De Vlaamse regering heeft alles in handen om lokale besturen die geen nieuwe sociale woningen willen bouwen te bestraffen.

Vlaams minister van Wonen Matthias Diependaele (N-VA) stelt voor om een half miljard euro dat bestemd is voor sociale woningen, ter beschikking te stellen aan privéontwikkelaars. Hij wil dat doen omdat de socialehuisvestingsmaatschappijen er zelf niet in slagen om het beschikbare geld op te nemen. Blijkbaar stoten die maatschappijen vaak op weerstand van lokale besturen die bijkomende sociale woningen niet zien zitten.

Beersmans: Dat laatste is een slecht excuus, want de Vlaamse regering heeft alles in handen om lokale besturen die geen nieuwe sociale woningen willen bouwen te bestraffen. Al meer dan tien jaar is er een minimumnorm. Van het totale woonaanbod in een gemeente moet minstens negen procent een sociale woning zijn. In de praktijk zien we dat die minimumnorm vandaag een maximum is geworden. In de kleine steden is vier tot negen procent van het aanbod een sociale woning, in de rand en het platteland wordt meestal maar vier procent gehaald. In de grote steden, waar de nood uiteraard het hoogst is, zitten ze aan meer dan negen procent – in sommige zelfs beduidend meer – maar komt er te weinig aanbod bij. In de Vlaamse Codex Wonen is ondertussen ingeschreven dat steden of gemeenten die aan vijftien procent zitten, zelfs niet meer in aanmerking komen voor financiering. In de praktijk betekent het dat, ondanks de hoge nood, het aanbod eerder af- dan opgebouwd wordt.

De partij Vooruit heeft zopas voor een ‘opkoopbescherming’ gepleit. Die maatregel zou lokale besturen de mogelijkheid moeten geven om kopers te verplichten in het gekochte pand te gaan wonen of het te verhuren aan een sociaal tarief.

Beersmans: Ik begrijp dat sommigen het toejuichen maar dit voorstel legt de verkeerde focus. Het grootste probleem ligt niet in de eigendomsmarkt, maar op de private huurmarkt en bij het tekort op de sociale huurmarkt. Maar nog opvallender dan het voorstel zelf vond ik de reactie van minister Diependaele. Die ziet zo’n opkoopbescherming niet zitten, niet omdat het geen oplossing is voor de echte problemen, wél omdat het afbreuk zou kunnen doen aan de mogelijkheid voor de verkoper op speculatieve winst.

De Woonzaak wordt mee ondersteund door de steden Leuven en Gent. Is dat niet een beetje hypocriet? Zeker in die twee steden is betaalbaar wonen een groot probleem.

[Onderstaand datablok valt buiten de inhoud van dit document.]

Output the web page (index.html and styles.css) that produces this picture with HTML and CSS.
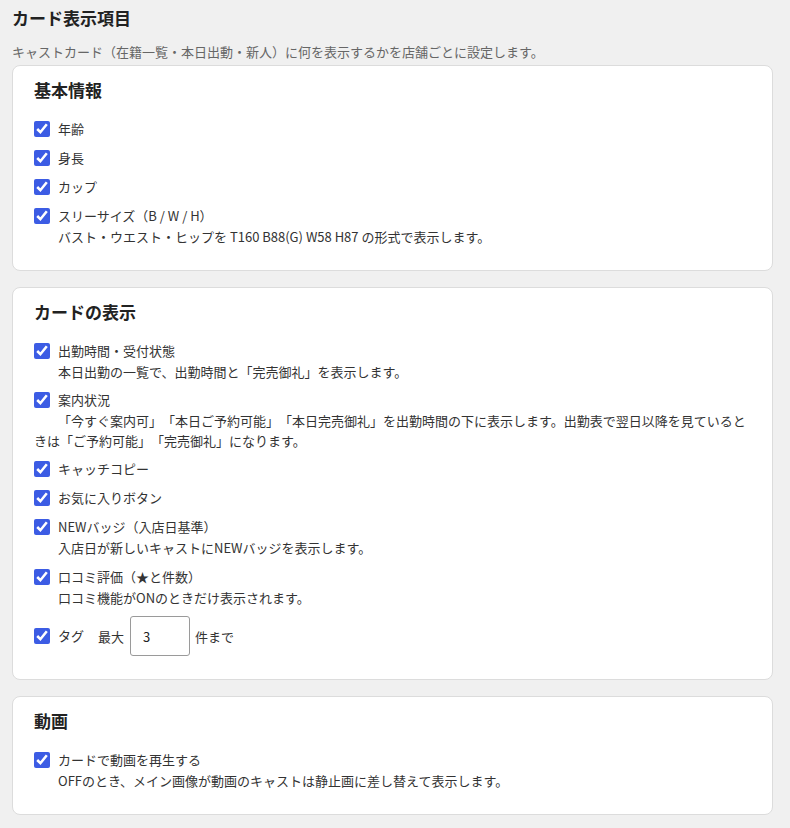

Beersmans: Dat laatste klopt, maar je moet je de vraag stellen of die steden daarvoor wel verantwoordelijk zijn. Aanvankelijk hadden we de Vereniging van Steden en Gemeenten (VVSG) gevraagd om zich mee achter de Woonzaak te scharen. De betrokken bestuurscommissie van de VVSG had daarop zelfs een unaniem positief advies gegeven, maar de raad van bestuur heeft de boot afgehouden omdat hij vond dat de VVSG zich niet tegenover de Vlaamse regering moest profileren. Vervolgens hebben we ons tot de centrumsteden gericht. Leuven en Gent besloten om ons te steunen. Hun argumentatie om dat te doen is mijns inziens juist. Op nagenoeg alle vlakken is woonbeleid een bevoegdheid van de Vlaamse regering. We hopen nog altijd dat andere steden en gemeenten hun voorbeeld volgen. Het enige wat steden op de private huurmarkt kunnen doen, is de woningkwaliteit bewaken en nakijken of huuradvertenties wel correct opgesteld zijn. Zelfs op de registratie van de contracten hebben ze geen vat.

Ingrijpen in de private huurmarkt is allicht makkelijker dan het aanbod aan sociale woningen opkrikken.

Beersmans: Het aantal sociale woningen zal niet van vandaag op morgen verdubbelen, dat weten wij ook. Op de korte termijn kun je inderdaad alleen winst boeken door in te grijpen op de private huurmarkt.

Aan welke ingreep denkt u?

Beersmans: De relatie tussen de kwaliteit en de prijs moet dringend aangepakt worden. De Vlaamse regering is daarvoor sinds 2014 volledig bevoegd en heeft dus geen enkel excuus om dat niet onmiddellijk te doen.